# Interface markup and scripts:
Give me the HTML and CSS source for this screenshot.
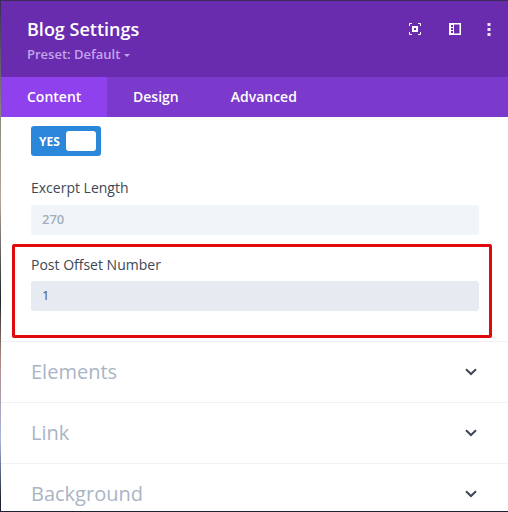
FILE: index.html
```html
<!DOCTYPE html>
<html lang="en">
<head>
<meta charset="utf-8">
<title>Blog Settings</title>
<link rel="stylesheet" href="styles.css">
</head>
<body>
<main class="panel">
  <header class="head">
    <div class="head-text">
      <h1 class="title">Blog Settings</h1>
      <div class="preset">Preset: Default <span class="caret"></span></div>
    </div>
    <div class="head-icons">
      <svg class="icon" viewBox="0 0 12 12" width="12" height="12"><path d="M.5 3V.5H3M9 .5h2.500V3M11.500 9v2.500H9M3 11.500H.5V9" fill="none" stroke="#fff"/><path fill-rule="evenodd" d="M3 3h6v6H3zM5 5v2h2V5z" fill="#fff"/></svg>
      <svg class="icon" viewBox="0 0 12 12" width="12" height="12"><path fill-rule="evenodd" d="M0 0h12v12H0zM5 1.500v9h5.500v-9zM2 2v2h2V2zM2 5v2h2V5zM2 8v2h2V8z" fill="#fff"/></svg>
      <svg class="icon" viewBox="0 0 4 13" width="4" height="13"><path d="M.5 0h3v3h-3zM.5 5h3v3h-3zM.5 10h3v3h-3z" fill="#f0e4fb"/></svg>
    </div>
  </header>
  <nav class="tabs">
    <a class="tab tab-active">Content</a>
    <a class="tab">Design</a>
    <a class="tab">Advanced</a>
  </nav>
  <section class="content">
    <div class="fields">
      <div class="toggle"><span class="toggle-yes">YES</span><span class="toggle-knob"></span></div>
      <div class="field field-excerpt">
        <label class="label">Excerpt Length</label>
        <div class="input input-muted">270</div>
      </div>
      <div class="field field-marked">
        <label class="label">Post Offset Number</label>
        <div class="input input-focus">1</div>
      </div>
    </div>
    <div class="group"><span class="group-name">Elements</span><svg class="chev" viewBox="0 0 12 8" width="12" height="8"><path d="M1 1.200l5 4.800 5-4.800" fill="none" stroke="#3e4754" stroke-width="2"/></svg></div>
    <div class="group"><span class="group-name">Link</span><svg class="chev" viewBox="0 0 12 8" width="12" height="8"><path d="M1 1.200l5 4.800 5-4.800" fill="none" stroke="#3e4754" stroke-width="2"/></svg></div>
    <div class="group"><span class="group-name">Background</span><svg class="chev" viewBox="0 0 12 8" width="12" height="8"><path d="M1 1.200l5 4.800 5-4.800" fill="none" stroke="#3e4754" stroke-width="2"/></svg></div>
  </section>
</main>
</body>
</html>
```
FILE: styles.css
```css
html, body {
  margin: 0;
  height: 512px;
  overflow: hidden;
}
body {
  background: linear-gradient(180deg, #3a2a58 0, #8c8a80 120px, #b5a79c 200px, #20262c 300px, #b08a84 360px, #a9b6e0 440px, #1d2230 500px);
  font-family: "Open Sans", sans-serif;
  padding: 1px 0 0 1px;
  box-sizing: border-box;
}
.panel {
  height: 510px;
  display: flex;
  flex-direction: column;
  background: #fff;
  overflow: hidden;
}
.head {
  height: 76px;
  flex: none;
  box-sizing: border-box;
  background: #6a2cae;
  display: flex;
  justify-content: space-between;
  padding: 17px 17px 0 26px;
}
.title {
  margin: 0;
  font-size: 18px;
  line-height: 22px;
  font-weight: 600;
  color: #fff;
}
.preset {
  margin-top: 6px;
  font-size: 13px;
  line-height: 16px;
  font-weight: 600;
  color: #c4a3ec;
}
.caret {
  display: inline-block;
  vertical-align: 2px;
  border: 3px solid transparent;
  border-top: 3px solid #c4a3ec;
  border-bottom: 0;
}
.head-icons {
  display: flex;
  align-items: flex-start;
  padding-top: 5px;
}
.icon { display: block; }
.icon + .icon { margin-left: 28px; }
.icon:last-child { margin-left: 26px; }
.tabs {
  height: 40px;
  flex: none;
  background: #7b3acb;
  display: flex;
}
.tab {
  font-size: 14px;
  font-weight: 600;
  line-height: 40px;
  color: #fff;
  padding: 0 26px;
}
.tab-active {
  background: #8e41ec;
  width: 54px;
}
.content {
  flex: 1;
  min-height: 0;
}
.fields {
  display: flow-root;
  height: 224px;
  box-sizing: border-box;
  padding: 9px 29px 0 30px;
}
.toggle {
  width: 70px;
  height: 30px;
  box-sizing: border-box;
  background: #2b87da;
  border-radius: 3px;
  display: flex;
  align-items: center;
  justify-content: space-between;
  padding: 0 5px 0 8px;
}
.toggle-yes {
  font-size: 12px;
  font-weight: 700;
  color: #fff;
}
.toggle-knob {
  width: 30px;
  height: 20px;
  border-radius: 3px;
  background: #fff;
}
.field-excerpt { margin-top: 22px; }
.field-marked {
  position: relative;
  margin-top: 20px;
}
.field-marked::after {
  content: "";
  position: absolute;
  left: -19px;
  right: -13px;
  top: -11px;
  height: 94px;
  box-sizing: border-box;
  border: 3px solid #e00a0c;
  border-radius: 2px;
}
.label {
  display: block;
  font-size: 14px;
  line-height: 20px;
  font-weight: 500;
  color: #3e4754;
}
.input {
  margin-top: 7px;
  height: 30px;
  box-sizing: border-box;
  padding: 0 11px;
  border-radius: 3px;
  font-size: 13px;
  line-height: 28px;
  font-weight: 600;
}
.field-marked .input { margin-top: 6px; }
.input-muted {
  background: #f1f5f9;
  color: #a3aebc;
}
.input-focus {
  background: #e6eaf1;
  color: #4a5260;
  font-weight: 500;
}
.group {
  height: 61px;
  box-sizing: border-box;
  border-top: 1px solid #eef1f5;
  display: flex;
  align-items: center;
  justify-content: space-between;
  padding: 0 30px;
  font-size: 20px;
  font-weight: 500;
  color: #a9b5c5;
}
.group-name { margin-top: -2px; }
.chev { margin-right: 1px; }
```
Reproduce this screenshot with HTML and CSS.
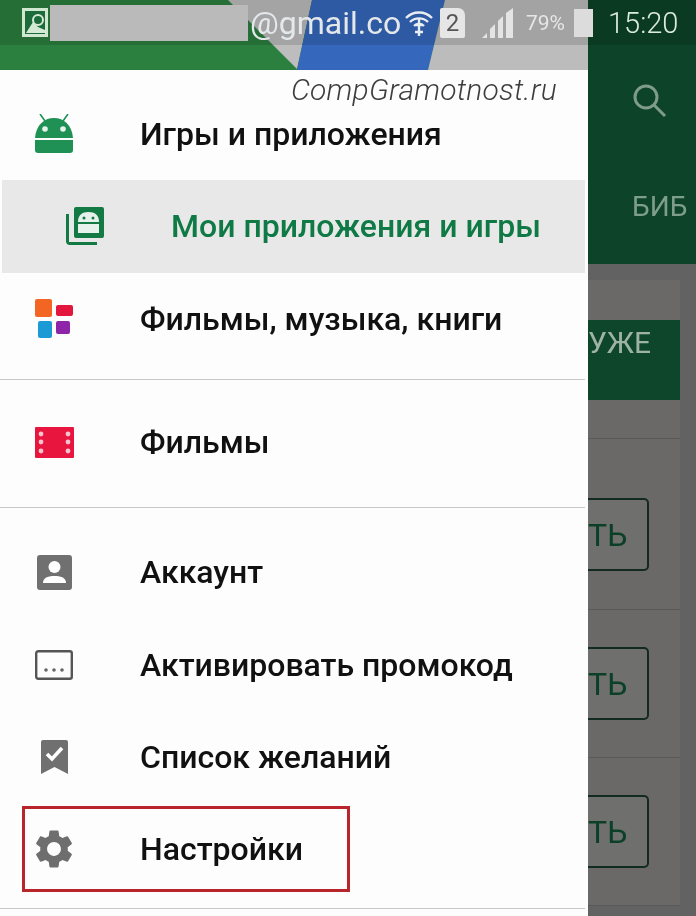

# Given instruction:
From the listing, extract all text exactly as given and drop any picture.

# The reply:
Give me the HTML and CSS source for this screenshot.
FILE: index.html
```html
<!DOCTYPE html>
<html lang="en">
<head>
<meta charset="utf-8">
<title>Blog Settings</title>
<link rel="stylesheet" href="styles.css">
</head>
<body>
<main class="panel">
  <header class="head">
    <div class="head-text">
      <h1 class="title">Blog Settings</h1>
      <div class="preset">Preset: Default <span class="caret"></span></div>
    </div>
    <div class="head-icons">
      <svg class="icon" viewBox="0 0 12 12" width="12" height="12"><path d="M.5 3V.5H3M9 .5h2.500V3M11.500 9v2.500H9M3 11.500H.5V9" fill="none" stroke="#fff"/><path fill-rule="evenodd" d="M3 3h6v6H3zM5 5v2h2V5z" fill="#fff"/></svg>
      <svg class="icon" viewBox="0 0 12 12" width="12" height="12"><path fill-rule="evenodd" d="M0 0h12v12H0zM5 1.500v9h5.500v-9zM2 2v2h2V2zM2 5v2h2V5zM2 8v2h2V8z" fill="#fff"/></svg>
      <svg class="icon" viewBox="0 0 4 13" width="4" height="13"><path d="M.5 0h3v3h-3zM.5 5h3v3h-3zM.5 10h3v3h-3z" fill="#f0e4fb"/></svg>
    </div>
  </header>
  <nav class="tabs">
    <a class="tab tab-active">Content</a>
    <a class="tab">Design</a>
    <a class="tab">Advanced</a>
  </nav>
  <section class="content">
    <div class="fields">
      <div class="toggle"><span class="toggle-yes">YES</span><span class="toggle-knob"></span></div>
      <div class="field field-excerpt">
        <label class="label">Excerpt Length</label>
        <div class="input input-muted">270</div>
      </div>
      <div class="field field-marked">
        <label class="label">Post Offset Number</label>
        <div class="input input-focus">1</div>
      </div>
    </div>
    <div class="group"><span class="group-name">Elements</span><svg class="chev" viewBox="0 0 12 8" width="12" height="8"><path d="M1 1.200l5 4.800 5-4.800" fill="none" stroke="#3e4754" stroke-width="2"/></svg></div>
    <div class="group"><span class="group-name">Link</span><svg class="chev" viewBox="0 0 12 8" width="12" height="8"><path d="M1 1.200l5 4.800 5-4.800" fill="none" stroke="#3e4754" stroke-width="2"/></svg></div>
    <div class="group"><span class="group-name">Background</span><svg class="chev" viewBox="0 0 12 8" width="12" height="8"><path d="M1 1.200l5 4.800 5-4.800" fill="none" stroke="#3e4754" stroke-width="2"/></svg></div>
  </section>
</main>
</body>
</html>
```
FILE: styles.css
```css
html, body {
  margin: 0;
  height: 512px;
  overflow: hidden;
}
body {
  background: linear-gradient(180deg, #3a2a58 0, #8c8a80 120px, #b5a79c 200px, #20262c 300px, #b08a84 360px, #a9b6e0 440px, #1d2230 500px);
  font-family: "Open Sans", sans-serif;
  padding: 1px 0 0 1px;
  box-sizing: border-box;
}
.panel {
  height: 510px;
  display: flex;
  flex-direction: column;
  background: #fff;
  overflow: hidden;
}
.head {
  height: 76px;
  flex: none;
  box-sizing: border-box;
  background: #6a2cae;
  display: flex;
  justify-content: space-between;
  padding: 17px 17px 0 26px;
}
.title {
  margin: 0;
  font-size: 18px;
  line-height: 22px;
  font-weight: 600;
  color: #fff;
}
.preset {
  margin-top: 6px;
  font-size: 13px;
  line-height: 16px;
  font-weight: 600;
  color: #c4a3ec;
}
.caret {
  display: inline-block;
  vertical-align: 2px;
  border: 3px solid transparent;
  border-top: 3px solid #c4a3ec;
  border-bottom: 0;
}
.head-icons {
  display: flex;
  align-items: flex-start;
  padding-top: 5px;
}
.icon { display: block; }
.icon + .icon { margin-left: 28px; }
.icon:last-child { margin-left: 26px; }
.tabs {
  height: 40px;
  flex: none;
  background: #7b3acb;
  display: flex;
}
.tab {
  font-size: 14px;
  font-weight: 600;
  line-height: 40px;
  color: #fff;
  padding: 0 26px;
}
.tab-active {
  background: #8e41ec;
  width: 54px;
}
.content {
  flex: 1;
  min-height: 0;
}
.fields {
  display: flow-root;
  height: 224px;
  box-sizing: border-box;
  padding: 9px 29px 0 30px;
}
.toggle {
  width: 70px;
  height: 30px;
  box-sizing: border-box;
  background: #2b87da;
  border-radius: 3px;
  display: flex;
  align-items: center;
  justify-content: space-between;
  padding: 0 5px 0 8px;
}
.toggle-yes {
  font-size: 12px;
  font-weight: 700;
  color: #fff;
}
.toggle-knob {
  width: 30px;
  height: 20px;
  border-radius: 3px;
  background: #fff;
}
.field-excerpt { margin-top: 22px; }
.field-marked {
  position: relative;
  margin-top: 20px;
}
.field-marked::after {
  content: "";
  position: absolute;
  left: -19px;
  right: -13px;
  top: -11px;
  height: 94px;
  box-sizing: border-box;
  border: 3px solid #e00a0c;
  border-radius: 2px;
}
.label {
  display: block;
  font-size: 14px;
  line-height: 20px;
  font-weight: 500;
  color: #3e4754;
}
.input {
  margin-top: 7px;
  height: 30px;
  box-sizing: border-box;
  padding: 0 11px;
  border-radius: 3px;
  font-size: 13px;
  line-height: 28px;
  font-weight: 600;
}
.field-marked .input { margin-top: 6px; }
.input-muted {
  background: #f1f5f9;
  color: #a3aebc;
}
.input-focus {
  background: #e6eaf1;
  color: #4a5260;
  font-weight: 500;
}
.group {
  height: 61px;
  box-sizing: border-box;
  border-top: 1px solid #eef1f5;
  display: flex;
  align-items: center;
  justify-content: space-between;
  padding: 0 30px;
  font-size: 20px;
  font-weight: 500;
  color: #a9b5c5;
}
.group-name { margin-top: -2px; }
.chev { margin-right: 1px; }
```
Reproduce this screenshot with HTML and CSS.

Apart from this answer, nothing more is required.